Overall, the benefits that data mining brings to businesses revolve around exploring hidden information, trends, relationships, and anomalies within datasets.

Combining all these elements helps optimize decision-making processes and strategic planning.

The specific advantages of data mining include:

Marketing and Sales Efficiency:

Marketers and salespeople can benefit from data mining to better understand customer behavior and preferences. This helps develop targeted marketing campaigns, improve conversion rates for potential customers, and sell products or services more effectively to existing customers.

Supply Chain Improvement:

Companies can easily forecast product demand and handle all supplies when understanding market trends. Most importantly, you can optimize warehouses, distribution, and other logistics operations through data.

Quality Customer Support:

Businesses can quickly identify customer issues and use this information in phone and online chat with customers.

Robust Risk Management Approaches:

Risk managers and business executives can effectively assess and manage the company's financial, legal, cybersecurity, and other risks.

Cost Reduction:

Data mining can save company resources, ensure operational efficiency, and minimize unnecessary expenditures.

Overall, deploying the data mining process into business operations can lead to higher revenue and profits, as well as a competitive advantage over rival companies in related fields.

Web Crawling vs. Data Mining

Based on what we've discussed, you may already understand the difference between web crawling and data mining. Web crawling involves extracting data from the internet and storing it in a format conducive to analysis.
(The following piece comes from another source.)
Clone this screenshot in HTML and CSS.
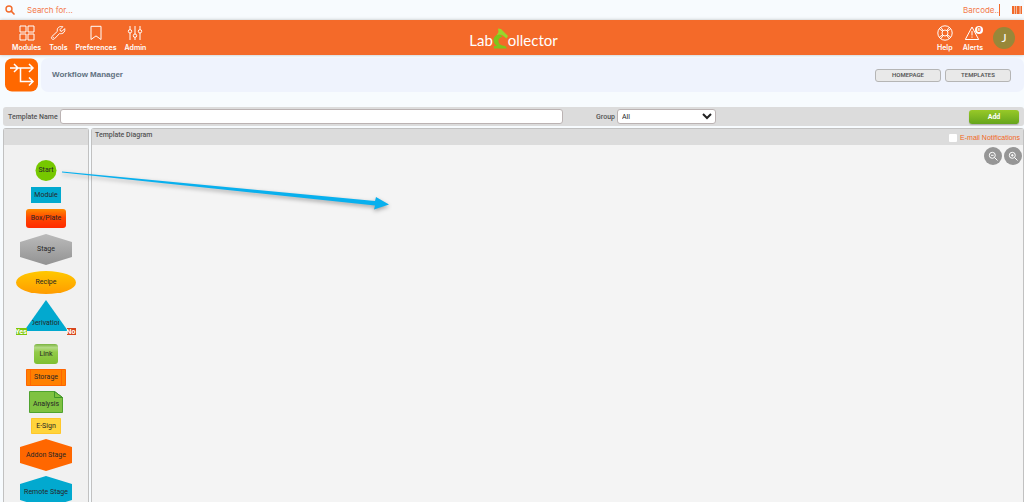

Data mining no longer involves any data collection. It operates on data in a convenient format after the data is in place: preparing data, finding patterns, and evaluating results.

Conclusion

In Summary，After collecting data from the web, data mining must be conducted. It can provide significant advantages in marketing, customer service, sales, risk management, and overall business operations.

Combining all these benefits can help you make informed business decisions, bringing profits and revenue.